Lieutenant John offered to demonstrate what a real grenade could do and so we adjourned to the range where his troops casually primed the bombs.  I was inclined to keep my distance, but John assured me the devices were quite safe until the pins were pulled and then only became active when the lever was released.  After I, the post sergeant and several constables had thrown a grenade from a trench, John said that he had one more demo.  He draped some old sacks on thorn bushes in a circle, donned a steel helmet, lay down with his hands extended above his head holding a grenade, He warned us to take cover and pulled the pin gathering his arms by his sides.  After the explosion, expecting the worst, we found John standing and pointing to the shredded sacks explaining that the fragments flew up at 45 degrees from any point of impact.  Maybe so!
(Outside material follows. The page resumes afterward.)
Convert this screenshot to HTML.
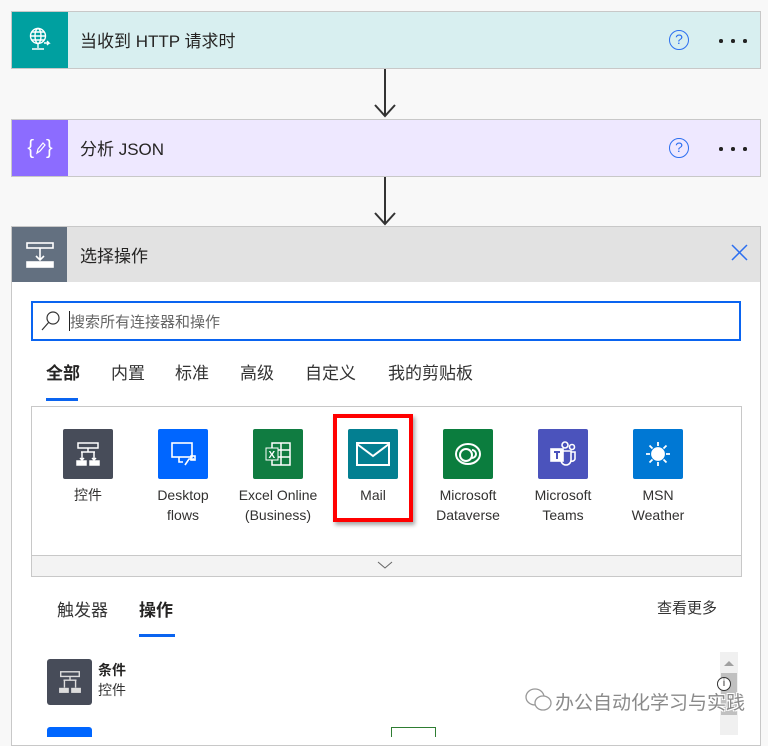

There was no more excitement before I left Mandera a couple of weeks later, but my successor, Phil Smith, was ambushed and killed whilst descending the scarp to the salt flats at Melka Dekacha.  The road was poor and trucks had to slow to a crawl on the descent.  The shifta were dug-in on the Ethiopian bank of the river with a light machine gun.  Phil was killed whilst engaging the position on the far bank of the river with a Bren gun.

All my remote stations in Kenya were off the grid and we relied upon firewood for cooking and kerosene for lighting and refrigeration.  The Tilley pressure lantern provided an excellent light but there was always the background hissing sound.  The kerosene powered refrigerators needed constant attention and when they faltered it was the custom to take them for a bumpy ride in the back of a Land Rover.  This always seemed to do the trick.

I often wonder, would our days on the frontier have been enhanced if we had had satellite telephones, access to the Global Positioning System (GPS), the internet, electricity and solar voltaic charging devices, coffee machines, all the other technology commonplace in the 21st Century, and mountain bikes? Possibly just the latter as an alternative to Camels.